►
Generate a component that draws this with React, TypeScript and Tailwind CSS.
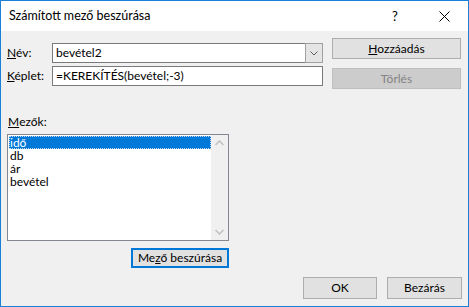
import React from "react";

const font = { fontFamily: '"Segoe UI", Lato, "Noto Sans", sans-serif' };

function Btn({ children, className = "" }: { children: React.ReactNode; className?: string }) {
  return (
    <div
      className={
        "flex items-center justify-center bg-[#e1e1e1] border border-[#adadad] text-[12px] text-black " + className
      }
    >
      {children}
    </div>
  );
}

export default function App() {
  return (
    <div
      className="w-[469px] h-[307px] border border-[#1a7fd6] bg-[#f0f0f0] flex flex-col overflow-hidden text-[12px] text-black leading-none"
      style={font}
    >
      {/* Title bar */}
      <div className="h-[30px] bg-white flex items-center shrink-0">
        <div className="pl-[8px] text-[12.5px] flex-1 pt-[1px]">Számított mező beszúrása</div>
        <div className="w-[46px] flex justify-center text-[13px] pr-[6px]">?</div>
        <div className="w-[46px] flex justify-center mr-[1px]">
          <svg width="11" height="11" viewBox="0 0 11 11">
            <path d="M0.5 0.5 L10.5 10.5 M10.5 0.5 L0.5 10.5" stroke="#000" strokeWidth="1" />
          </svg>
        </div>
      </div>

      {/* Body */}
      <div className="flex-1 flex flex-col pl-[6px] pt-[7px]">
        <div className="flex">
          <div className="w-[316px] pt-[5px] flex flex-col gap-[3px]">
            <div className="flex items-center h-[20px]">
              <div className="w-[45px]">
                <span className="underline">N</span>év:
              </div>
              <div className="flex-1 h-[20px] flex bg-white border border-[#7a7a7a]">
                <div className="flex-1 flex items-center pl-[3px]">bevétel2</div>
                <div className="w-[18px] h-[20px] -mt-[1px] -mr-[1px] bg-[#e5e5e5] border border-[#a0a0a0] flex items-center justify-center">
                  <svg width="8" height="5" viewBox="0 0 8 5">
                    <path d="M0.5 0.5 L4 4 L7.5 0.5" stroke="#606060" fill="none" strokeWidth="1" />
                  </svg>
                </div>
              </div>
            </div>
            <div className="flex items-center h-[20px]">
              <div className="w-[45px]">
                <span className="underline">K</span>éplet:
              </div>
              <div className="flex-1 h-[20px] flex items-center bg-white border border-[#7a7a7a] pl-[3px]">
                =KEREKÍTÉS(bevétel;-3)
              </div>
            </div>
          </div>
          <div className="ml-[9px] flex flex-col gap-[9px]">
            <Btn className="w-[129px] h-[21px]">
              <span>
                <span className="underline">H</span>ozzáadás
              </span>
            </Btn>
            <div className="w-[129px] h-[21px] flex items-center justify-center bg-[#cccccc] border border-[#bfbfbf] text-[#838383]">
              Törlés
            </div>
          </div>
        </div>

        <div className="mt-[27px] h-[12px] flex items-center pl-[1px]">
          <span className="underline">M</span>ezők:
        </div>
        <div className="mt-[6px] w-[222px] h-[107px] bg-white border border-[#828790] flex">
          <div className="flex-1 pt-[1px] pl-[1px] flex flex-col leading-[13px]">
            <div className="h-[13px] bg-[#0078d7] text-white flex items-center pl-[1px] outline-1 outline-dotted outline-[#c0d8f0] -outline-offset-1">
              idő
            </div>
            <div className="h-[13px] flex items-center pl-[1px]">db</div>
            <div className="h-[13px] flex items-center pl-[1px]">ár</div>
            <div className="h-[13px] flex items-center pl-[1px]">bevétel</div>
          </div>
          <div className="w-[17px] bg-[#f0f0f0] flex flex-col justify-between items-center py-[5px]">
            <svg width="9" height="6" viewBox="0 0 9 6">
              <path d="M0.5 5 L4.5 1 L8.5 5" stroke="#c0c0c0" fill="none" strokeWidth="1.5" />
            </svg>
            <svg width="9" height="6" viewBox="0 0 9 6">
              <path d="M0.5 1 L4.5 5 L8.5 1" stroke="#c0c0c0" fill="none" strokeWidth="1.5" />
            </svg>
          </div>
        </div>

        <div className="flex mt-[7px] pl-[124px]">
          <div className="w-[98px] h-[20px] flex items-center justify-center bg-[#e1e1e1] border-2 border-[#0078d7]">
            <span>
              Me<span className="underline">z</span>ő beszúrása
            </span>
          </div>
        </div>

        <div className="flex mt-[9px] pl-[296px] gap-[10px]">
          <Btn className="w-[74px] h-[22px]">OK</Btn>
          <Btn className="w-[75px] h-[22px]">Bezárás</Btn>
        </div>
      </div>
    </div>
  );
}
◄
Exercise instructions – Return the listing above word for word, with the pictures removed.

Worked solution –
Generate a component that draws this with React, TypeScript and Tailwind CSS.
import React from "react";

const font = { fontFamily: '"Segoe UI", Lato, "Noto Sans", sans-serif' };

function Btn({ children, className = "" }: { children: React.ReactNode; className?: string }) {
  return (
    <div
      className={
        "flex items-center justify-center bg-[#e1e1e1] border border-[#adadad] text-[12px] text-black " + className
      }
    >
      {children}
    </div>
  );
}

export default function App() {
  return (
    <div
      className="w-[469px] h-[307px] border border-[#1a7fd6] bg-[#f0f0f0] flex flex-col overflow-hidden text-[12px] text-black leading-none"
      style={font}
    >
      {/* Title bar */}
      <div className="h-[30px] bg-white flex items-center shrink-0">
        <div className="pl-[8px] text-[12.5px] flex-1 pt-[1px]">Számított mező beszúrása</div>
        <div className="w-[46px] flex justify-center text-[13px] pr-[6px]">?</div>
        <div className="w-[46px] flex justify-center mr-[1px]">
          <svg width="11" height="11" viewBox="0 0 11 11">
            <path d="M0.5 0.5 L10.5 10.5 M10.5 0.5 L0.5 10.5" stroke="#000" strokeWidth="1" />
          </svg>
        </div>
      </div>

      {/* Body */}
      <div className="flex-1 flex flex-col pl-[6px] pt-[7px]">
        <div className="flex">
          <div className="w-[316px] pt-[5px] flex flex-col gap-[3px]">
            <div className="flex items-center h-[20px]">
              <div className="w-[45px]">
                <span className="underline">N</span>év:
              </div>
              <div className="flex-1 h-[20px] flex bg-white border border-[#7a7a7a]">
                <div className="flex-1 flex items-center pl-[3px]">bevétel2</div>
                <div className="w-[18px] h-[20px] -mt-[1px] -mr-[1px] bg-[#e5e5e5] border border-[#a0a0a0] flex items-center justify-center">
                  <svg width="8" height="5" viewBox="0 0 8 5">
                    <path d="M0.5 0.5 L4 4 L7.5 0.5" stroke="#606060" fill="none" strokeWidth="1" />
                  </svg>
                </div>
              </div>
            </div>
            <div className="flex items-center h-[20px]">
              <div className="w-[45px]">
                <span className="underline">K</span>éplet:
              </div>
              <div className="flex-1 h-[20px] flex items-center bg-white border border-[#7a7a7a] pl-[3px]">
                =KEREKÍTÉS(bevétel;-3)
              </div>
            </div>
          </div>
          <div className="ml-[9px] flex flex-col gap-[9px]">
            <Btn className="w-[129px] h-[21px]">
              <span>
                <span className="underline">H</span>ozzáadás
              </span>
            </Btn>
            <div className="w-[129px] h-[21px] flex items-center justify-center bg-[#cccccc] border border-[#bfbfbf] text-[#838383]">
              Törlés
            </div>
          </div>
        </div>

        <div className="mt-[27px] h-[12px] flex items-center pl-[1px]">
          <span className="underline">M</span>ezők:
        </div>
        <div className="mt-[6px] w-[222px] h-[107px] bg-white border border-[#828790] flex">
          <div className="flex-1 pt-[1px] pl-[1px] flex flex-col leading-[13px]">
            <div className="h-[13px] bg-[#0078d7] text-white flex items-center pl-[1px] outline-1 outline-dotted outline-[#c0d8f0] -outline-offset-1">
              idő
            </div>
            <div className="h-[13px] flex items-center pl-[1px]">db</div>
            <div className="h-[13px] flex items-center pl-[1px]">ár</div>
            <div className="h-[13px] flex items-center pl-[1px]">bevétel</div>
          </div>
          <div className="w-[17px] bg-[#f0f0f0] flex flex-col justify-between items-center py-[5px]">
            <svg width="9" height="6" viewBox="0 0 9 6">
              <path d="M0.5 5 L4.5 1 L8.5 5" stroke="#c0c0c0" fill="none" strokeWidth="1.5" />
            </svg>
            <svg width="9" height="6" viewBox="0 0 9 6">
              <path d="M0.5 1 L4.5 5 L8.5 1" stroke="#c0c0c0" fill="none" strokeWidth="1.5" />
            </svg>
          </div>
        </div>

        <div className="flex mt-[7px] pl-[124px]">
          <div className="w-[98px] h-[20px] flex items-center justify-center bg-[#e1e1e1] border-2 border-[#0078d7]">
            <span>
              Me<span className="underline">z</span>ő beszúrása
            </span>
          </div>
        </div>

        <div className="flex mt-[9px] pl-[296px] gap-[10px]">
          <Btn className="w-[74px] h-[22px]">OK</Btn>
          <Btn className="w-[75px] h-[22px]">Bezárás</Btn>
        </div>
      </div>
    </div>
  );
}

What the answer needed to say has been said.